Tuesday 5 July 2022

Week 14 Tuesday (Year 2)

Readings: Hosea 8:4-7, 11-13; Matthew 9:32-38

In his commentary on this passage of Matthew's gospel, St Thomas Aquinas says that in how he acts here Jesus 'gives an example for preachers'. It is not the only place where he uses this phrase, understanding the public ministry of Jesus as the apostolic school, the place in which Jesus is teaching the apostles what is expected of them.

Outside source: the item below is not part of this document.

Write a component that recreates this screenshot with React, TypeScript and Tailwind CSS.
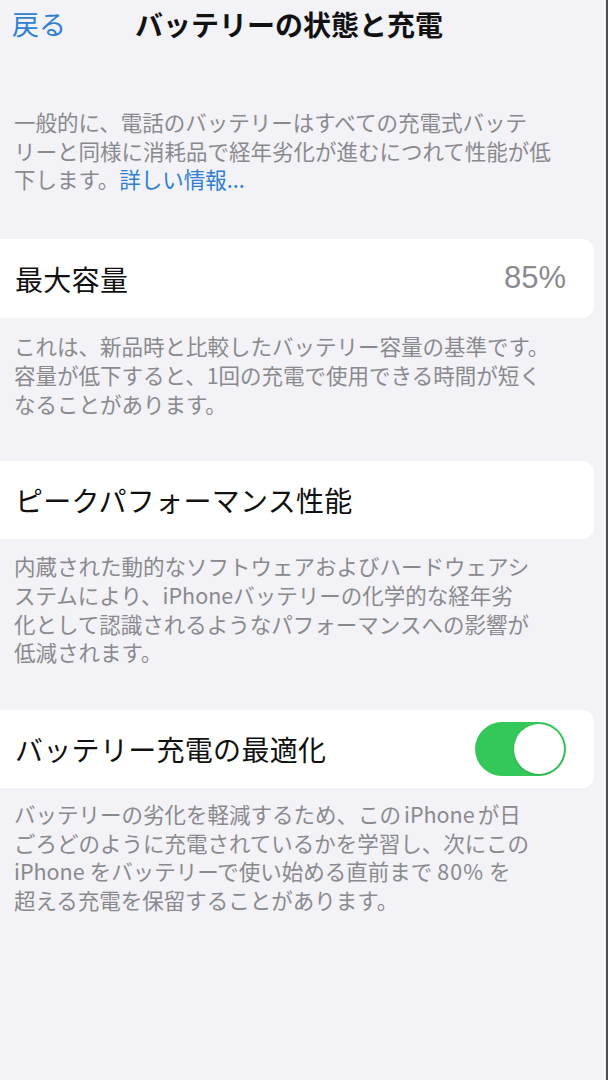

Thomas picks out three points in this education of preachers. Jesus goes around the towns and villages. Preachers must be ready to move, Thomas says, not staying always in one place. We can think of place geographically, of course, but in other ways also. The preacher must be willing to work in different situations and contexts, with different kinds of people responding to different needs and challenges. There must be an availability in the preacher, a willingness to move to where needs are greatest.

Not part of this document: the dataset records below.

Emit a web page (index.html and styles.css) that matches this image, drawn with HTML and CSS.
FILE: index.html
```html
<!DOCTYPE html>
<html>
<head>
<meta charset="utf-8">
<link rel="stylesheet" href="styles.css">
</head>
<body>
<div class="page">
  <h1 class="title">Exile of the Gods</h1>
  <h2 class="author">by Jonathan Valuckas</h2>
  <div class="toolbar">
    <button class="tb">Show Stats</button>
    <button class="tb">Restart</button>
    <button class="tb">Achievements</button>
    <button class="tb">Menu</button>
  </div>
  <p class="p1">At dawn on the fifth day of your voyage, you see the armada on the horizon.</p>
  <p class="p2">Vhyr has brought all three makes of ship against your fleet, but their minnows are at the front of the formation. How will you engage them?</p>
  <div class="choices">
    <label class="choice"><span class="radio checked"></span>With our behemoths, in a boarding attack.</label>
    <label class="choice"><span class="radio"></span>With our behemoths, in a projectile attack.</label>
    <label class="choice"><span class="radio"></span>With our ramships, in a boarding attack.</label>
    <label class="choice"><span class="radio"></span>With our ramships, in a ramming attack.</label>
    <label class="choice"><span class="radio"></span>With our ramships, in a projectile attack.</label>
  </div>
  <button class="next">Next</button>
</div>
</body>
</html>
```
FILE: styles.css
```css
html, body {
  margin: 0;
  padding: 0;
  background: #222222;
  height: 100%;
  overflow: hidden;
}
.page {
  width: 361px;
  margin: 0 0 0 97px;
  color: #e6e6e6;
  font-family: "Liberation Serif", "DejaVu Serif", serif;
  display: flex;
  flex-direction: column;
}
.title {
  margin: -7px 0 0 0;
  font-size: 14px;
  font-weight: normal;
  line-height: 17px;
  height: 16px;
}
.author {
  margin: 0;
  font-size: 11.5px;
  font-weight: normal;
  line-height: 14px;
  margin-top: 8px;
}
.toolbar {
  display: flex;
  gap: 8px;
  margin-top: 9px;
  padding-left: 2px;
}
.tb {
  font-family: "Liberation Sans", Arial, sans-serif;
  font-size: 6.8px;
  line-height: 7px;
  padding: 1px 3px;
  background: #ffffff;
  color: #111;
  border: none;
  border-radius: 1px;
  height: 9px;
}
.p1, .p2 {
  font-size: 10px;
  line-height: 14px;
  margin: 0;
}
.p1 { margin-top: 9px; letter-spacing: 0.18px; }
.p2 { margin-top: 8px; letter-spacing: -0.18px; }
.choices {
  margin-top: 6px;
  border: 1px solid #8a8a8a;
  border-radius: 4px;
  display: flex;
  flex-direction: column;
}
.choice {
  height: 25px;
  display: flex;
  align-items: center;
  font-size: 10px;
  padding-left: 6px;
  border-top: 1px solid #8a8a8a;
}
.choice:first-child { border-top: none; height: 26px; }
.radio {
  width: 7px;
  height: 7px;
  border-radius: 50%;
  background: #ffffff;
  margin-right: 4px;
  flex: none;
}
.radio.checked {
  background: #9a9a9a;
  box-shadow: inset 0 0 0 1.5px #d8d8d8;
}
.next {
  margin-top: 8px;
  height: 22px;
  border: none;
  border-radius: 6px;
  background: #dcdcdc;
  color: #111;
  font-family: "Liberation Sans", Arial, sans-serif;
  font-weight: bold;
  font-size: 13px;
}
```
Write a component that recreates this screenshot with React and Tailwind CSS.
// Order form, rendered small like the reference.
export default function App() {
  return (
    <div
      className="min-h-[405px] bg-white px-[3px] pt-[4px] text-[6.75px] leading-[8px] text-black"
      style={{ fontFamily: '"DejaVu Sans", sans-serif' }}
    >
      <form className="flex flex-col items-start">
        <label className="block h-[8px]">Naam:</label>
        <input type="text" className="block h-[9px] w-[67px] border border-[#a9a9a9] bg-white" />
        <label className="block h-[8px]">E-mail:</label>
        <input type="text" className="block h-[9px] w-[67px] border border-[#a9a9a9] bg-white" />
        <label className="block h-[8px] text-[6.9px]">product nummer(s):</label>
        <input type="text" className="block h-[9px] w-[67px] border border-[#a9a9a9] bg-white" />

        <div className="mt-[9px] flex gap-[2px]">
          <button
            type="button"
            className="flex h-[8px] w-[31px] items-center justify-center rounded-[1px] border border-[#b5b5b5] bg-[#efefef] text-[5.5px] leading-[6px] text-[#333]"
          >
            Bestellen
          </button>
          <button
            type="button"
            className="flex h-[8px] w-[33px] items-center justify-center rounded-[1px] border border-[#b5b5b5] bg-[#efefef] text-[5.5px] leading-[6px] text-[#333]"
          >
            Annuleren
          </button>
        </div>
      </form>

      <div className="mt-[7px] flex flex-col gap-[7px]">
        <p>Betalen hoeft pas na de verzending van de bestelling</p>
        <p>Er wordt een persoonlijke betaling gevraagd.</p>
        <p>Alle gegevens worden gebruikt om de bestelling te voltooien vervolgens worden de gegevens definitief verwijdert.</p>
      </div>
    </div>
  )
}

Secondly, Jesus preaches and teaches and cures as he goes from place to place. The preacher must be ready not just to talk but also to act. Jesus is a healer as well as a teacher. The one who preaches but does not practise will realise (please God) that his words are empty, blowing in the wind. Compassion is the root of preaching as we are also taught in this passage and compassion moves people not just to preach and to teach but also to alleviate suffering in other ways, to correct injustice, to undertake any of the works of mercy.

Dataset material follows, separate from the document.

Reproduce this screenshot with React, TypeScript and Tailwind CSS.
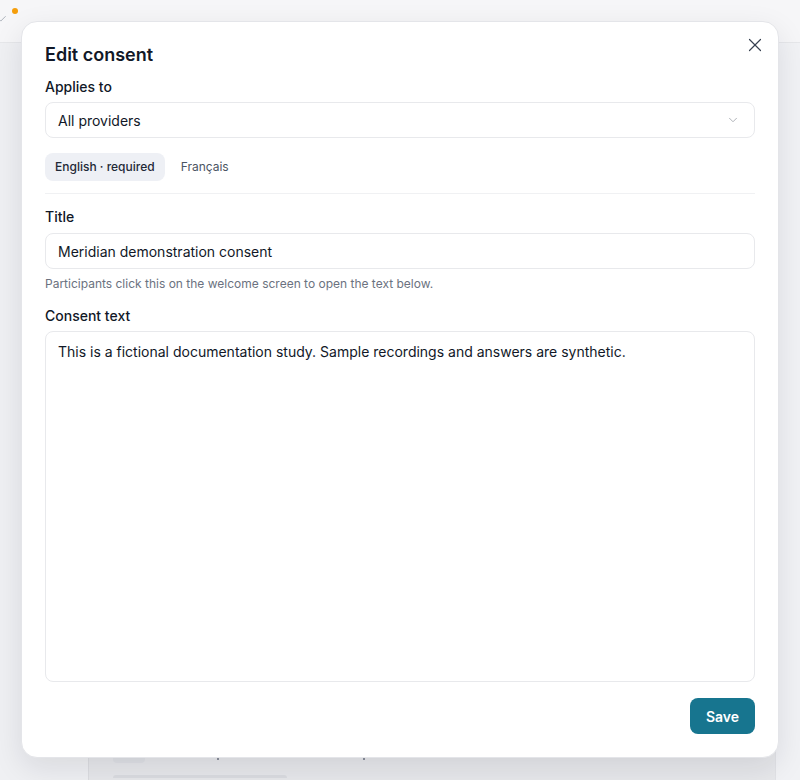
import { ChevronDown, X, Check } from 'lucide-react';

const fontStack = { fontFamily: 'Inter, "Noto Sans", sans-serif' };

function Backdrop() {
  return (
    <div className="flex h-[780px] w-[800px] flex-col bg-[#eceef1]">
      {/* Top bar */}
      <div className="flex h-[43px] shrink-0 items-start border-b border-[#e6e7ea] bg-[#f6f6f8]">
        <Check size={10} strokeWidth={2} className="-ml-[3px] mt-[14px] text-[#9ca3af]" />
        <span className="mt-[8px] ml-[5px] h-[6px] w-[6px] rounded-full bg-[#f59e0b]" />
      </div>
      <div className="flex flex-1">
        <div className="w-[89px] shrink-0 border-r border-[#dcdde1] bg-[#eff0f3]" />
        <div className="flex flex-1 flex-col justify-end bg-[#e7e8eb] pb-[2px] pl-[24px]">
          <div className="mb-[12px] flex items-center gap-[72px]">
            <span className="h-[8px] w-[32px] rounded-full bg-[#dfe1e6]" />
            <span className="h-[2px] w-[2px] rounded-full bg-[#6b7280]" />
            <span className="ml-[72px] h-[2px] w-[2px] rounded-full bg-[#6b7280]" />
          </div>
          <div className="h-[3px] w-[174px] rounded-t bg-[#dadce0]" />
        </div>
        <div className="w-[25px] shrink-0 border-l border-[#e1e2e6] bg-[#f1f2f5]" />
      </div>
    </div>
  );
}

function Label({ children }: { children: React.ReactNode }) {
  return <div className="text-[14px] font-medium leading-5 text-[#111827]">{children}</div>;
}

export default function App() {
  return (
    <div className="relative h-[780px] w-[800px] overflow-hidden" style={fontStack}>
      <Backdrop />

      {/* Modal */}
      <div className="absolute left-[21px] top-[21px] flex h-[737px] w-[758px] flex-col rounded-[16px] border border-[#e4e5e9] bg-white px-[23px] pt-[24px] pb-[23px] shadow-[0_10px_30px_rgba(15,23,42,0.10)]">
        <button className="absolute right-[12px] top-[12px] flex h-[22px] w-[22px] items-center justify-center text-[#374151]">
          <X size={22} strokeWidth={1.3} />
        </button>

        <h2 className="text-[18px] font-semibold leading-[18px] text-[#111827]">Edit consent</h2>

        <div className="mt-[13px]">
          <Label>Applies to</Label>
        </div>
        <div className="mt-[5px] flex h-[36px] items-center justify-between rounded-[8px] border border-[#e8e9ec] px-[12px]">
          <span className="text-[14px] text-[#111827]">All providers</span>
          <ChevronDown size={14} strokeWidth={1.5} className="mr-[2px] text-[#a3a7ae]" />
        </div>

        {/* Language tabs */}
        <div className="mt-[15px] flex items-center gap-[6px]">
          <button className="h-[28px] rounded-[8px] bg-[#eef0f5] px-[10px] text-[12px] font-medium text-[#1f2937]">
            English · required
          </button>
          <button className="h-[28px] rounded-[8px] px-[10px] text-[12px] text-[#4b5563]">Français</button>
        </div>
        <div className="mt-[12px] border-t border-[#f0f1f3]" />

        <div className="mt-[13px]">
          <Label>Title</Label>
        </div>
        <div className="mt-[6px] flex h-[36px] items-center rounded-[8px] border border-[#e8e9ec] px-[12px] text-[14px] text-[#111827]">
          Meridian demonstration consent
        </div>
        <p className="mt-[7px] text-[12px] leading-4 text-[#6b7280]">
          Participants click this on the welcome screen to open the text below.
        </p>

        <div className="mt-[14px]">
          <Label>Consent text</Label>
        </div>
        <div className="mt-[5px] h-[351px] rounded-[8px] border border-[#e8e9ec] px-[12px] py-[10px] text-[14px] leading-[20px] text-[#111827]">
          This is a fictional documentation study. Sample recordings and answers are synthetic.
        </div>

        <div className="mt-[16px] flex justify-end">
          <button className="h-[36px] w-[65px] rounded-[8px] bg-[#17758f] text-[14px] font-semibold text-white">
            Save
          </button>
        </div>
      </div>
    </div>
  );
}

Thirdly, Thomas makes the point that some preachers have the task of preparing the harvest and others (it seems to be implied by him) the task of reaping it. Perhaps he is influenced by how St Paul was to speak later about Christian preachers, that some sow, some water, and some reap the harvest. How has the harvest become 'full'? Thomas understands it in the sense of mature or ripe and feels that some work of preaching and teaching must already have taken place to bring it to this point.

All of this in the context of the cure of a dumb man. It is a reminder to the preacher that it is God who gives not just words, the capacity for speech, but effective words, words that achieve their purpose. It is God who takes away our dumbness, the limitations of our preaching that come from sinfulness and tiredness and whatever other source. Wherever the words we speak become for another person words that carry the Word, it is the work of the Spirit moving their minds to see what is true and their hearts to embrace what is good. But the preacher has an essential, and privileged, role in assisting this process of encounter with God's compassionate Word.

Pope Francis, in his exhortation on The Joy of the Gospel, reminds us that all baptised Christians are, by virtue of their baptism, missionary disciples.  All must be ready to bear witness to Christ, in ways appropriate to each one's vocation, through availability, through speaking, through action.